WHAT IS REQUIRED:
Every entry that follows should be repeated exactly; drop the images.
<<<<
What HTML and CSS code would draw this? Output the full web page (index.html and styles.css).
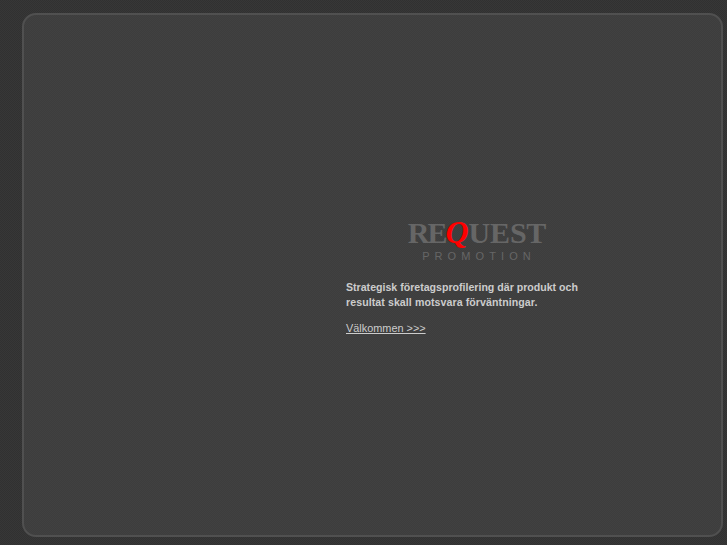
FILE: index.html
```html
<!DOCTYPE html>
<html lang="sv">
<head>
<meta charset="utf-8">
<title>Request Promotion</title>
<link rel="stylesheet" href="styles.css">
</head>
<body>
<main class="panel">
  <section class="intro">
    <div class="logo">
      <div class="logo-word"><span class="logo-re">RE</span><span class="logo-q">Q</span><span class="logo-rest">UEST</span></div>
      <div class="logo-sub">PROMOTION</div>
    </div>
    <p class="lead">Strategisk företagsprofilering där produkt och<br><span class="lead-second">resultat skall motsvara förväntningar.</span></p>
    <a class="enter" href="#">Välkommen &gt;&gt;&gt;</a>
  </section>
</main>
</body>
</html>
```
FILE: styles.css
```css
html, body {
  margin: 0;
  height: 100%;
}
body {
  background: repeating-conic-gradient(#373737 0 25%, #313131 0 50%) 0 0 / 2px 2px;
  display: flex;
  box-sizing: border-box;
  padding: 13px 4px 8px 22px;
  font-family: "Liberation Sans", Arial, sans-serif;
  overflow: hidden;
}
.panel {
  flex: 1;
  box-sizing: border-box;
  background: repeating-conic-gradient(#414141 0 25%, #3d3d3d 0 50%) 0 0 / 2px 2px;
  border: 2px solid #505050;
  border-radius: 14px;
  display: flex;
  padding: 204px 0 0 322px;
}
.intro {
  width: 250px;
}
.logo {
  width: 260px;
  margin-left: 3px;
  text-align: center;
}
.logo-word {
  font-family: "Liberation Serif", "Times New Roman", serif;
  font-weight: bold;
  font-size: 30px;
  line-height: 27px;
  color: #666;
  white-space: nowrap;
  margin-left: -4px;
}
.logo-re {
  letter-spacing: -2px;
}
.logo-rest {
  letter-spacing: -0.2px;
}
.logo-q {
  color: #f00;
  font-style: italic;
  font-size: 32px;
  line-height: 27px;
}
.logo-sub {
  font-size: 11px;
  line-height: 13px;
  letter-spacing: 5.1px;
  color: #666;
  margin-top: 4px;
}
.lead {
  margin: 17px 0 0;
  font-size: 10.6px;
  line-height: 15px;
  font-weight: bold;
  color: #ccc;
  white-space: nowrap;
}
.lead-second {
  letter-spacing: 0.08px;
}
.enter {
  display: inline-block;
  margin-top: 12px;
  font-size: 10.9px;
  line-height: 13px;
  color: #ccc;
}
```
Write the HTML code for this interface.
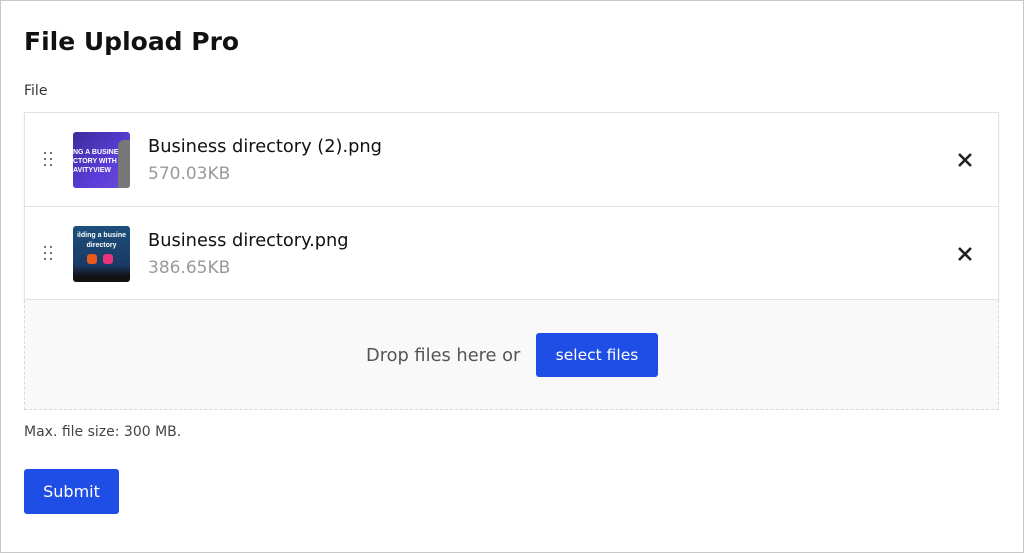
<!DOCTYPE html>
<html><head><style>
*{margin:0;padding:0;box-sizing:border-box}
body{width:1024px;height:553px;background:#fff;font-family:"DejaVu Sans","Liberation Sans",sans-serif;position:relative;overflow:hidden}
.frame{position:absolute;left:0;top:0;width:1024px;height:553px;border:1px solid #c8c8c8}
h1{position:absolute;left:24px;top:27px;font-size:25px;font-weight:bold;color:#111}
.lbl{position:absolute;left:24px;top:83px;font-size:14px;color:#333}
.list{position:absolute;left:24px;top:112px;width:975px;height:188px;border:1px solid #e2e2e2;box-shadow:0 1px 2px rgba(0,0,0,.08)}
.row{position:absolute;left:0;width:973px;height:94px;border-bottom:1px solid #e2e2e2}
.grip{position:absolute;left:19px;top:39px;width:10px;height:16px}
.grip i{position:absolute;width:2px;height:2px;background:#444;border-radius:1px}
.thumb{position:absolute;left:48px;top:19px;width:57px;height:56px;border-radius:3px;overflow:hidden;font-family:"Liberation Sans",sans-serif}
.name{position:absolute;left:123px;top:23px;font-size:17.8px;color:#111}
.size{position:absolute;left:123px;top:51px;font-size:17px;color:#999}
.x{position:absolute;left:931px;top:38px;width:18px;height:18px}
.drop{position:absolute;left:24px;top:300px;width:975px;height:110px;border:1px dashed #d8d8d8;border-top:none;background:#f9f9f9}
.dt{position:absolute;left:366px;top:345px;font-size:17.8px;color:#555}
.sel{position:absolute;left:536px;top:333px;width:122px;height:44px;background:#1f4ee6;border-radius:3px;color:#fff;font-size:15.5px;text-align:center;line-height:44px}
.max{position:absolute;left:24px;top:424px;font-size:14px;color:#444}
.sub{position:absolute;left:24px;top:469px;width:95px;height:45px;background:#1f4ee6;border-radius:3px;color:#fff;font-size:16px;text-align:center;line-height:45px}
</style></head><body>
<div class="frame"></div>
<h1>File Upload Pro</h1>
<div class="lbl">File</div>
<div class="list">
 <div class="row" style="top:0">
  <div class="grip"><i style="left:0;top:0"></i><i style="left:6px;top:0"></i><i style="left:0;top:6px"></i><i style="left:6px;top:6px"></i><i style="left:0;top:12px"></i><i style="left:6px;top:12px"></i></div>
  <div class="thumb" style="background:linear-gradient(135deg,#3b2d9a,#5a3dd8 60%,#6b4bd6)">
   <div style="position:absolute;left:0;top:16px;color:#fff;font-size:7px;font-weight:bold;line-height:9px">NG A BUSINESS<br>CTORY WITH<br>AVITYVIEW</div>
   <div style="position:absolute;right:0;top:8px;width:12px;height:48px;background:#777;border-radius:6px 0 0 0"></div>
  </div>
  <div class="name">Business directory (2).png</div>
  <div class="size">570.03KB</div>
  <svg class="x" viewBox="0 0 18 18"><path d="M3 3L15 15M15 3L3 15" stroke="#222" stroke-width="2.6"/></svg>
 </div>
 <div class="row" style="top:94px;border-bottom:none">
  <div class="grip"><i style="left:0;top:0"></i><i style="left:6px;top:0"></i><i style="left:0;top:6px"></i><i style="left:6px;top:6px"></i><i style="left:0;top:12px"></i><i style="left:6px;top:12px"></i></div>
  <div class="thumb" style="background:linear-gradient(180deg,#1c4f7a,#1a3a66 70%,#111 90%)">
   <div style="position:absolute;left:0;top:5px;width:57px;color:#fff;font-size:7px;font-weight:bold;line-height:10px;text-align:center;white-space:nowrap">ilding a busine<br>directory</div>
   <div style="position:absolute;left:14px;top:28px;width:10px;height:10px;background:#e85a1c;border-radius:3px"></div>
   <div style="position:absolute;left:30px;top:28px;width:10px;height:10px;background:#e8327a;border-radius:3px"></div>
  </div>
  <div class="name">Business directory.png</div>
  <div class="size">386.65KB</div>
  <svg class="x" viewBox="0 0 18 18"><path d="M3 3L15 15M15 3L3 15" stroke="#222" stroke-width="2.6"/></svg>
 </div>
</div>
<div class="drop"></div>
<div class="dt">Drop files here or</div>
<div class="sel">select files</div>
<div class="max">Max. file size: 300 MB.</div>
<div class="sub">Submit</div>
</body></html>
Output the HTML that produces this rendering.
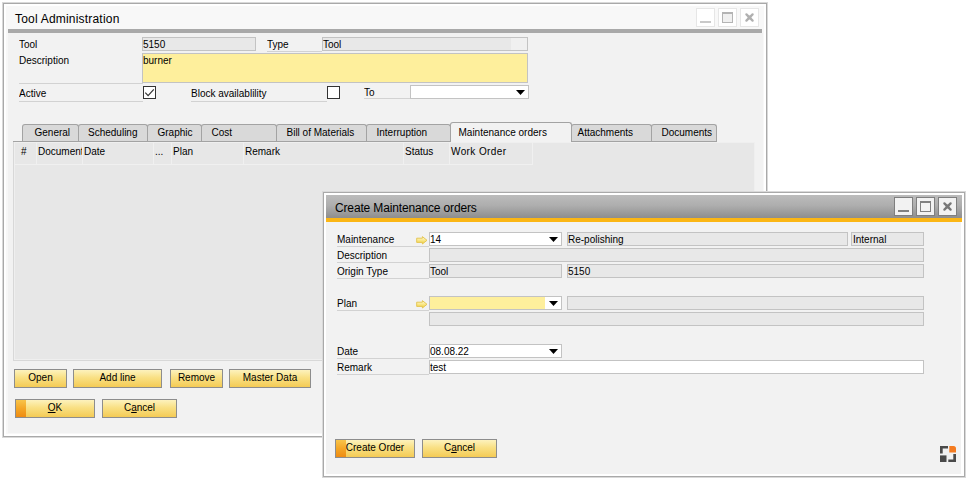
>>>>
RESULT FOR THIS TASK:
What HTML and CSS code would draw this? Output the full web page (index.html and styles.css).
FILE: index.html
```html
<!DOCTYPE html>
<html lang="sv">
<head>
<meta charset="utf-8">
<title>Request Promotion</title>
<link rel="stylesheet" href="styles.css">
</head>
<body>
<main class="panel">
  <section class="intro">
    <div class="logo">
      <div class="logo-word"><span class="logo-re">RE</span><span class="logo-q">Q</span><span class="logo-rest">UEST</span></div>
      <div class="logo-sub">PROMOTION</div>
    </div>
    <p class="lead">Strategisk företagsprofilering där produkt och<br><span class="lead-second">resultat skall motsvara förväntningar.</span></p>
    <a class="enter" href="#">Välkommen &gt;&gt;&gt;</a>
  </section>
</main>
</body>
</html>
```
FILE: styles.css
```css
html, body {
  margin: 0;
  height: 100%;
}
body {
  background: repeating-conic-gradient(#373737 0 25%, #313131 0 50%) 0 0 / 2px 2px;
  display: flex;
  box-sizing: border-box;
  padding: 13px 4px 8px 22px;
  font-family: "Liberation Sans", Arial, sans-serif;
  overflow: hidden;
}
.panel {
  flex: 1;
  box-sizing: border-box;
  background: repeating-conic-gradient(#414141 0 25%, #3d3d3d 0 50%) 0 0 / 2px 2px;
  border: 2px solid #505050;
  border-radius: 14px;
  display: flex;
  padding: 204px 0 0 322px;
}
.intro {
  width: 250px;
}
.logo {
  width: 260px;
  margin-left: 3px;
  text-align: center;
}
.logo-word {
  font-family: "Liberation Serif", "Times New Roman", serif;
  font-weight: bold;
  font-size: 30px;
  line-height: 27px;
  color: #666;
  white-space: nowrap;
  margin-left: -4px;
}
.logo-re {
  letter-spacing: -2px;
}
.logo-rest {
  letter-spacing: -0.2px;
}
.logo-q {
  color: #f00;
  font-style: italic;
  font-size: 32px;
  line-height: 27px;
}
.logo-sub {
  font-size: 11px;
  line-height: 13px;
  letter-spacing: 5.1px;
  color: #666;
  margin-top: 4px;
}
.lead {
  margin: 17px 0 0;
  font-size: 10.6px;
  line-height: 15px;
  font-weight: bold;
  color: #ccc;
  white-space: nowrap;
}
.lead-second {
  letter-spacing: 0.08px;
}
.enter {
  display: inline-block;
  margin-top: 12px;
  font-size: 10.9px;
  line-height: 13px;
  color: #ccc;
}
```
Write the HTML code for this interface.
<!DOCTYPE html>
<html><head><style>
*{margin:0;padding:0;box-sizing:border-box}
body{width:1024px;height:553px;background:#fff;font-family:"DejaVu Sans","Liberation Sans",sans-serif;position:relative;overflow:hidden}
.frame{position:absolute;left:0;top:0;width:1024px;height:553px;border:1px solid #c8c8c8}
h1{position:absolute;left:24px;top:27px;font-size:25px;font-weight:bold;color:#111}
.lbl{position:absolute;left:24px;top:83px;font-size:14px;color:#333}
.list{position:absolute;left:24px;top:112px;width:975px;height:188px;border:1px solid #e2e2e2;box-shadow:0 1px 2px rgba(0,0,0,.08)}
.row{position:absolute;left:0;width:973px;height:94px;border-bottom:1px solid #e2e2e2}
.grip{position:absolute;left:19px;top:39px;width:10px;height:16px}
.grip i{position:absolute;width:2px;height:2px;background:#444;border-radius:1px}
.thumb{position:absolute;left:48px;top:19px;width:57px;height:56px;border-radius:3px;overflow:hidden;font-family:"Liberation Sans",sans-serif}
.name{position:absolute;left:123px;top:23px;font-size:17.8px;color:#111}
.size{position:absolute;left:123px;top:51px;font-size:17px;color:#999}
.x{position:absolute;left:931px;top:38px;width:18px;height:18px}
.drop{position:absolute;left:24px;top:300px;width:975px;height:110px;border:1px dashed #d8d8d8;border-top:none;background:#f9f9f9}
.dt{position:absolute;left:366px;top:345px;font-size:17.8px;color:#555}
.sel{position:absolute;left:536px;top:333px;width:122px;height:44px;background:#1f4ee6;border-radius:3px;color:#fff;font-size:15.5px;text-align:center;line-height:44px}
.max{position:absolute;left:24px;top:424px;font-size:14px;color:#444}
.sub{position:absolute;left:24px;top:469px;width:95px;height:45px;background:#1f4ee6;border-radius:3px;color:#fff;font-size:16px;text-align:center;line-height:45px}
</style></head><body>
<div class="frame"></div>
<h1>File Upload Pro</h1>
<div class="lbl">File</div>
<div class="list">
 <div class="row" style="top:0">
  <div class="grip"><i style="left:0;top:0"></i><i style="left:6px;top:0"></i><i style="left:0;top:6px"></i><i style="left:6px;top:6px"></i><i style="left:0;top:12px"></i><i style="left:6px;top:12px"></i></div>
  <div class="thumb" style="background:linear-gradient(135deg,#3b2d9a,#5a3dd8 60%,#6b4bd6)">
   <div style="position:absolute;left:0;top:16px;color:#fff;font-size:7px;font-weight:bold;line-height:9px">NG A BUSINESS<br>CTORY WITH<br>AVITYVIEW</div>
   <div style="position:absolute;right:0;top:8px;width:12px;height:48px;background:#777;border-radius:6px 0 0 0"></div>
  </div>
  <div class="name">Business directory (2).png</div>
  <div class="size">570.03KB</div>
  <svg class="x" viewBox="0 0 18 18"><path d="M3 3L15 15M15 3L3 15" stroke="#222" stroke-width="2.6"/></svg>
 </div>
 <div class="row" style="top:94px;border-bottom:none">
  <div class="grip"><i style="left:0;top:0"></i><i style="left:6px;top:0"></i><i style="left:0;top:6px"></i><i style="left:6px;top:6px"></i><i style="left:0;top:12px"></i><i style="left:6px;top:12px"></i></div>
  <div class="thumb" style="background:linear-gradient(180deg,#1c4f7a,#1a3a66 70%,#111 90%)">
   <div style="position:absolute;left:0;top:5px;width:57px;color:#fff;font-size:7px;font-weight:bold;line-height:10px;text-align:center;white-space:nowrap">ilding a busine<br>directory</div>
   <div style="position:absolute;left:14px;top:28px;width:10px;height:10px;background:#e85a1c;border-radius:3px"></div>
   <div style="position:absolute;left:30px;top:28px;width:10px;height:10px;background:#e8327a;border-radius:3px"></div>
  </div>
  <div class="name">Business directory.png</div>
  <div class="size">386.65KB</div>
  <svg class="x" viewBox="0 0 18 18"><path d="M3 3L15 15M15 3L3 15" stroke="#222" stroke-width="2.6"/></svg>
 </div>
</div>
<div class="drop"></div>
<div class="dt">Drop files here or</div>
<div class="sel">select files</div>
<div class="max">Max. file size: 300 MB.</div>
<div class="sub">Submit</div>
</body></html>
Output the HTML that produces this rendering.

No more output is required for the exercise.